With the opening of the National Gallery Singapore in 2015, artworks produced by EAS members would be featured in the inaugural exhibition at the Singapore Gallery, Siapa Nama Kamu? Art in Singapore since the 19th Century.

== Art ==

=== Portraiture and social realist paintings ===
The Equator Art Society often represented familiar social groups in Singapore, influenced by realist artists such as Gustave Courbet and Auguste Rodin from Europe, as well as Ilya Repin from Russia.

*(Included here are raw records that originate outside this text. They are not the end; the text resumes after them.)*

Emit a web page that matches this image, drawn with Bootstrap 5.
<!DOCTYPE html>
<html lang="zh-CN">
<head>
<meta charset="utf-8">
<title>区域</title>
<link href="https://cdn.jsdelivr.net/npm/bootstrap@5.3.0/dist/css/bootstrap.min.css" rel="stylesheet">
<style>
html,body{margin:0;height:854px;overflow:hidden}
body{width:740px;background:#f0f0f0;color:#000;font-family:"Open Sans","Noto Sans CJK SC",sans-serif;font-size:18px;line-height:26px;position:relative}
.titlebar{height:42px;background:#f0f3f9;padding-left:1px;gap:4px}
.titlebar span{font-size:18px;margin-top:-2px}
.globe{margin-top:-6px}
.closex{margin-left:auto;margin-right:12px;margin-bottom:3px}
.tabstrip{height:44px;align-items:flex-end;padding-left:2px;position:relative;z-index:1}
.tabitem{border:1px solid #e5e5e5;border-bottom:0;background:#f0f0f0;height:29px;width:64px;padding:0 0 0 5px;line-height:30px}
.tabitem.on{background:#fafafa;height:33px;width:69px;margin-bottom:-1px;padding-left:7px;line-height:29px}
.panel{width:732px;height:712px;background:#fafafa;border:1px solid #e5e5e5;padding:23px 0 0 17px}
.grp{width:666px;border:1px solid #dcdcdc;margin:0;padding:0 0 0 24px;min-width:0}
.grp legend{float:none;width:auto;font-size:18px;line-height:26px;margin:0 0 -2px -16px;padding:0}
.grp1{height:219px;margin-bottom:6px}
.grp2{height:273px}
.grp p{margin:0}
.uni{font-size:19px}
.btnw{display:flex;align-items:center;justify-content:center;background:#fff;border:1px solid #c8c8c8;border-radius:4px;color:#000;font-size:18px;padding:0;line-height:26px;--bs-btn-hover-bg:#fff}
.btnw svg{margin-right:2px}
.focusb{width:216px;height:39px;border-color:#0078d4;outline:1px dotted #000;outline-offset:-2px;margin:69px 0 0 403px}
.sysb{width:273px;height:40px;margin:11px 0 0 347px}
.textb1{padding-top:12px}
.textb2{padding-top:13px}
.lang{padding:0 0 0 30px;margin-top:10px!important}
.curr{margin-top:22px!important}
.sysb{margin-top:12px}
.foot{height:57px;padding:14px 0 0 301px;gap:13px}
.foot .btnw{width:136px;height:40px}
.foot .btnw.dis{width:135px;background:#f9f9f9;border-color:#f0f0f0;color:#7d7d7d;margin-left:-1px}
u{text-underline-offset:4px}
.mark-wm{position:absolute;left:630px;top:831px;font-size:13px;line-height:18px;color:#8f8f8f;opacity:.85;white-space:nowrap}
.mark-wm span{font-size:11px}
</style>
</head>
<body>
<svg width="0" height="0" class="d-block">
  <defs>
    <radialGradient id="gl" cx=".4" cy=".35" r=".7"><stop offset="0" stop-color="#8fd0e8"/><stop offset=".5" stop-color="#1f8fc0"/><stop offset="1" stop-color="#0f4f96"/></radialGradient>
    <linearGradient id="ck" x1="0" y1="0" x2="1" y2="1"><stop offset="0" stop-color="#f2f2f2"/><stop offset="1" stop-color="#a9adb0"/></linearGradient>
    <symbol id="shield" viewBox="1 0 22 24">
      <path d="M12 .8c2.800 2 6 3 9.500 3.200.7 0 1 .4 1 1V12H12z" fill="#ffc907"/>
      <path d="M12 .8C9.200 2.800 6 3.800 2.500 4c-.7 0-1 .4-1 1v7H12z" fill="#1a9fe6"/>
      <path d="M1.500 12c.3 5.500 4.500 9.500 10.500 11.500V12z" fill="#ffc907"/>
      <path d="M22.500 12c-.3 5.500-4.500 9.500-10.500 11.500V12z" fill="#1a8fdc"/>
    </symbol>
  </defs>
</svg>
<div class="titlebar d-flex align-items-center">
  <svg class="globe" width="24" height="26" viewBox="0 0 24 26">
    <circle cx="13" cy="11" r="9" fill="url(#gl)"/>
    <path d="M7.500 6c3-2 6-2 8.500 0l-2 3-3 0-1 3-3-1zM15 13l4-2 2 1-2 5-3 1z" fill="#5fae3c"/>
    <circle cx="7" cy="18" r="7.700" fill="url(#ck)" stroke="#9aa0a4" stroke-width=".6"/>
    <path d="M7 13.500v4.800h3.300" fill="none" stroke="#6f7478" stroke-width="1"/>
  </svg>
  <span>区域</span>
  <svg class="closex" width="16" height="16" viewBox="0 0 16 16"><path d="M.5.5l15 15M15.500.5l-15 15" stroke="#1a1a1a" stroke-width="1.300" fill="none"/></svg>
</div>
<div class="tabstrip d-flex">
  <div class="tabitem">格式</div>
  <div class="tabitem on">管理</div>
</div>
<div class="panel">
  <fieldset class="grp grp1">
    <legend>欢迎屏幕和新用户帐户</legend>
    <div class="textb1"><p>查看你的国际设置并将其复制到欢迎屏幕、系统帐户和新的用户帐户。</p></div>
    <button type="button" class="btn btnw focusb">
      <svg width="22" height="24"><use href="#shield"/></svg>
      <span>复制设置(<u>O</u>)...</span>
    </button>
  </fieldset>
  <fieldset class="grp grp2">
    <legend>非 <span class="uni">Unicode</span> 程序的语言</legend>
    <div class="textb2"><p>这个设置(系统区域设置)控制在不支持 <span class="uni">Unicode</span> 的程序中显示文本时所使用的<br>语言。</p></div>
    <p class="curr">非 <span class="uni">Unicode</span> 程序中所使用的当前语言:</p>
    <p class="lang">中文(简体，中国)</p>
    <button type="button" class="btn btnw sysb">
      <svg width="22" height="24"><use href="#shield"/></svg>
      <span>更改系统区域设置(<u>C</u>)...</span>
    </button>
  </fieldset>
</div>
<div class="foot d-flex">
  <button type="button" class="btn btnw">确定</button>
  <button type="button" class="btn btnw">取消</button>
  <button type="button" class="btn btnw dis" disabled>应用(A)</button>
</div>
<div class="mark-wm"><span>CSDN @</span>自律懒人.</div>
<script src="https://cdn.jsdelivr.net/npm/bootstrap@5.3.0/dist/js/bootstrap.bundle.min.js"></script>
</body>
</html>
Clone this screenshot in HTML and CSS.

One of the most well-known social realist paintings from the EAS is Chua Mia Tee's National Language Class (1959), a work interpreted as a reflection of emerging nationalist identity, with Malay language uniting the various ethnic communities. The painting depicts Singaporeans of different ethnicities trying to free themselves from the colonial language of English by learning Malay, the national language of Singapore, Malaya, and the Malay World. They are seated at a round table as a symbol of equality, and the Malay teacher poses two simple questions to his students on the chalkboard: Siapa nama kamu? Di-mana awak tinggal? (What is your name? Where do you live?). These simple questions are loaded with political symbolism, illustrating a time when Malay language was a socially shared language and major medium of communication in Singapore in the late 1950s and early 1960s. Then, in preparation for Singapore's merger with Malaya, left-wing Chinese school students made demands to study Malay language instead of English at their Chinese medium schools.

=== Woodcut prints ===

Lim Yew Kuan, After the Fire (Bukit Ho Swee), circa 1966, woodblock print on paper, 62.5 x 48.4 cm, Collection of National Gallery Singapore.

Apart from portraiture painting, the woodcut movement in the 1950s was significant in the history of social realism. Woodcut's popularity could be traced back to ideas from the woodcut movement from China, propagated by Lu Xun. Woodcut prints were accessible and could be disseminated through magazines and newspapers, raising awareness of sociopolitical issues outside of art galleries. For example, the woodblock print 13th May Incident (1954) by Choo Cheng Kwan depicted policemen ordered by the colonial administration to use force to disperse protesting Chinese middle school students who were against the National Service Ordinance.

Lim Yew Kuan's After the Fire (Bukit Ho Swee) (1966) depicts the aftermath of a fire, a common occurrence in Singapore estates such as Tiong Bahru and Havelock Road, with one of the most serious being the Bukit Ho Swee Fire of 1961.